YANBU at all - I remember this feeling! Mine are now 11, 13, 14 and weekends are great, older ones might even bring me a cuppa in bed on Saturday. I can’t remember when it changed from tedious to fun and obviously it wasn’t overnight but hang in there!

Aussiemum87 · 18/05/2026 07:25

I’m the same and it’s even worse on school holidays. I can think of a bunch of things to do that cost a heap of money but cheap or free things boggle my mind.
I actually find it really helpful to organise activities with another mum and kids. It motivates me to do the activity and be happy about it. But also keeps the kids more entertained.

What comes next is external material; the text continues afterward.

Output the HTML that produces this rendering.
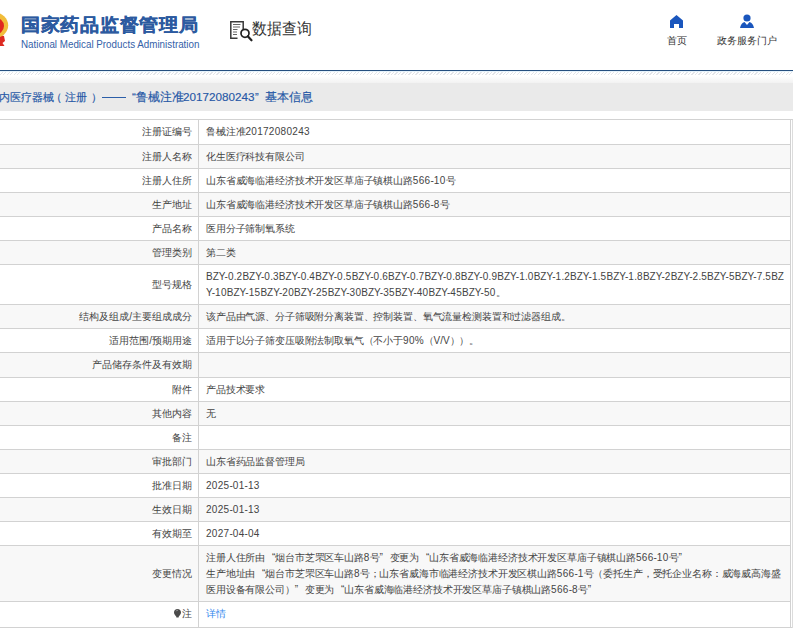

Riverliving1 · 18/05/2026 07:52

My kids are older now, but I remember this stage (and it is a stage, if that helps at all). It can be tough. Like you I remember most friends had family time at weekends, so it was more just us.

Things that helped below. (No silver bullets though.)

  • me and the usband giving each other breaks. E.g. one do a park trip, so other could do whatever we wanted.
  • getting outside in the morning. Always found being out easier than being at home and if we went out earlier they tended to be more settled later at home to do their own thing. The reverse morning at home, out afternoon didn't work so well.
  • memberships e.g NT helped keep costs down of getting out. I used to ask for them as presents.
  • make the most of the fact that young kids enjoy simple things e.g. ducks at the park, playing in a stream. May seem a bit tedious to adults, but they're so curious at that age. Not saying we never did soft plays, farms etc, but I don't think you have to default to paid for stuff to entertain.
  • have some activities e.g.baking, craft set, orchard toys game in your back pocket for when you're at home. Five Minute Mum.is brilliant for this. If they're happy pootling and doing their thing I'd leave them to it, but useful to have an idea. Doing stuff like this together always made us feel more connected too behaviour was better.

This would normally get us to tea and TV. Some days more successfully than others admittedly.